Mix up your walking routine to maximize the physical benefits
If you’re taking a regular walk using a regular route through your neighborhood streets, parks, or trails, make changes to keep yourself interested and motivated. A new or revised route will activate your brain to appreciate your new surroundings, and put it to work keeping your sense of place on point. Curate a new playlist for yourself regularly, or commit to trying a new podcast each week on a different topic.
If you’re walking for health and fitness, add inclines, hills, or stairs to your walkabout. According to a Harvard University study, we burn calories two to three times faster climbing stairs than walking briskly at a level. Another way to add intensity: Increase the length of your stride and/or your pace in intervals during your walk.
While running may provide a better workout in a shorter time, regular walking is much safer, causing far less injury, and the health benefits of walking are undeniable.
All of these simple adjustments will make for a more mentally and physically engaged experience, the ultimate result being that you will look forward to walking with genuine enthusiasm.
Add up the benefits of walking for yourself—and your community
Walking is great for your body, but it actually offers so positive value, beyond the physical.
Walking for Health , which plans and promotes more than 360 organized walks in the UK annually, highlights important walking benefits for mental health including improvements in self-esteem, stress level, and cognitive function, as well as reduced risk for anxiety and depression. Studies also show that walking contributes to memory retention and recall.
Another one of the great benefits of walking? Boosting your creativity. Stanford researchers found not only that walking significantly strengthens idea generation (whether on a treadmill or outdoors), but also that the opportunity for enhanced creativity extended beyond the walk into the time back directly afterwards. This suggests that fitting in multiple walks during your workday will help you work better, smarter, and more creatively.
Many walking groups are raising funds to preserve parks and greenways, so joining a group or buying a number in an organized walk (when they are back on) offer you double endorphins: resulting from exercising your body and exercising your community mindedness. The American Hiking Society lobbies for safe hiking with policy leaders and raises money to protect and preserve trails and their surrounding areas.

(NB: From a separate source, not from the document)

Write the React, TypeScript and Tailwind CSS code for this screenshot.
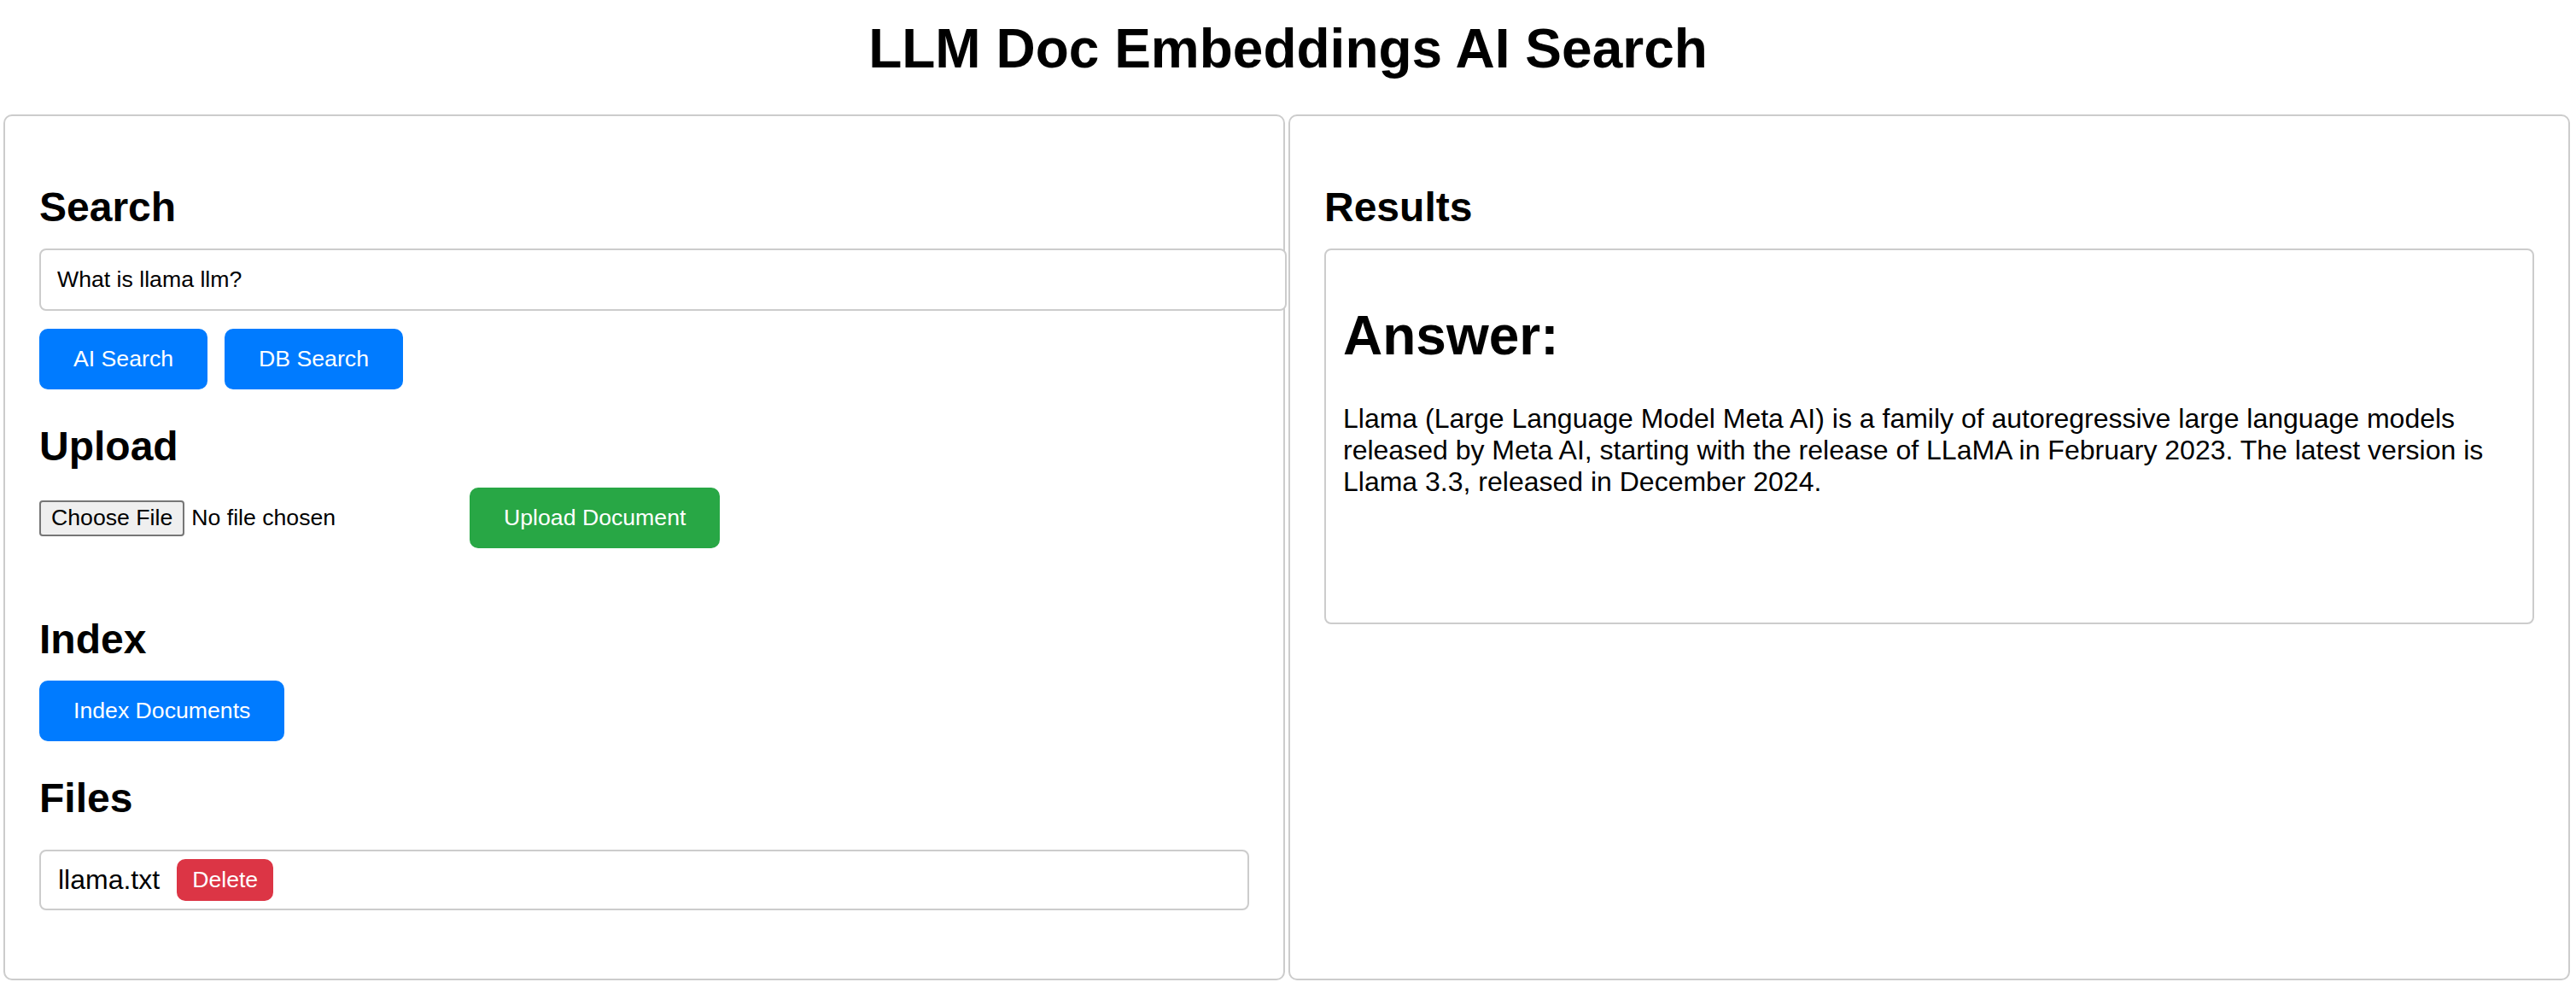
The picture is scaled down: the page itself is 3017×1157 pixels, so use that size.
import React from "react";

export default function App() {
  return (
    <div className="min-h-screen bg-white text-black font-['Liberation_Sans',Arial,sans-serif] pt-[20px]">
      <h1 className="text-center text-[64px] font-bold leading-[74px] mb-[40px]">
        LLM Doc Embeddings AI Search
      </h1>
      <div className="flex gap-[4px] pl-[4px] pr-[7px]">
        {/* Left panel */}
        <div className="flex-1 min-w-0 border-2 border-[#ccc] rounded-[10px] px-[40px] pt-[40px] pb-[40px]">
          <h2 className="mt-[39px] text-[48px] font-bold leading-[55px]">Search</h2>
          <input
            type="text"
            defaultValue="What is llama llm?"
            className="block mt-[21px] h-[73px] w-[calc(100%+44px)] border-2 border-[#ccc] rounded-[8px] pl-[19px] pr-[20px] text-[26.67px] text-black outline-none bg-white"
          />
          <div className="flex gap-[20px] mt-[21px]">
            <button className="h-[71px] px-[40px] rounded-[10px] bg-[#007bff] text-white text-[26.67px] leading-[31px]">
              AI Search
            </button>
            <button className="h-[71px] px-[40px] rounded-[10px] bg-[#007bff] text-white text-[26.67px] leading-[31px]">
              DB Search
            </button>
          </div>

          <h2 className="mt-[39px] text-[48px] font-bold leading-[55px]">Upload</h2>
          <div className="flex items-center mt-[21px] h-[71px]">
            <div className="flex items-center w-[504px]">
              <span className="flex items-center h-[42px] px-[12px] bg-[#efefef] border-2 border-[#767676] rounded-[4px] text-[26.67px] leading-[31px]">
                Choose File
              </span>
              <span className="ml-[8px] text-[26.67px] leading-[31px]">No file chosen</span>
            </div>
            <button className="h-[71px] px-[40px] rounded-[10px] bg-[#28a745] text-white text-[26.67px] leading-[31px]">
              Upload Document
            </button>
          </div>

          <h2 className="mt-[79px] text-[48px] font-bold leading-[55px]">Index</h2>
          <button className="mt-[21px] h-[71px] px-[40px] rounded-[10px] bg-[#007bff] text-white text-[26.67px] leading-[31px]">
            Index Documents
          </button>

          <h2 className="mt-[39px] text-[48px] font-bold leading-[55px]">Files</h2>
          <div className="mt-[33px] mb-[40px] h-[71px] flex items-center border-2 border-[#ccc] rounded-[8px] px-[20px]">
            <span className="text-[32px] leading-[37px]">llama.txt</span>
            <button className="ml-[20px] h-[49px] px-[18px] rounded-[10px] bg-[#dc3545] text-white text-[26.67px] leading-[31px]">
              Delete
            </button>
          </div>
        </div>

        {/* Right panel */}
        <div className="flex-1 min-w-0 border-2 border-[#ccc] rounded-[10px] px-[40px] pt-[40px] pb-[40px]">
          <h2 className="mt-[39px] text-[48px] font-bold leading-[55px]">Results</h2>
          <div className="mt-[21px] h-[440px] border-2 border-[#ccc] rounded-[8px] px-[20px] pt-[20px]">
            <h1 className="mt-[43px] text-[64px] font-bold leading-[74px]">Answer:</h1>
            <p className="mt-[42px] text-[32px] leading-[37px]">
              Llama (Large Language Model Meta AI) is a family of autoregressive large language models released by Meta AI, starting with the release of LLaMA in February 2023. The latest version is Llama 3.3, released in December 2024.
            </p>
          </div>
        </div>
      </div>
    </div>
  );
}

Shorewalkers NYC organizes the Great Saunter, an annual 32-mile walk around Manhattan that the organization bills as an “epic urban hike” and that contributes to preserving the island’s waterfronts.
According to America Walks, a nonprofit organization that advocates for walking and creating services facilitating walkable communities across the U.S., car culture and a lack of physical activity in America over decades has contributed significantly to the country’s collective health problems. Walking is one of the easiest and safest ways for individuals to improve their own health, and in aggregate, improve the health and economies of their communities. Over time, the result of broad adoption of regular walking can affect traffic congestion, the environment, and the healthcare system in significantly positive ways.
As the German philosopher Friedrich Nietzsche wrote, “All truly great thoughts are conceived while walking.” While we concede that truly great thoughts can result from many types of physical activity (not just walking), we can’t argue with the spirit of his idea. Walk on.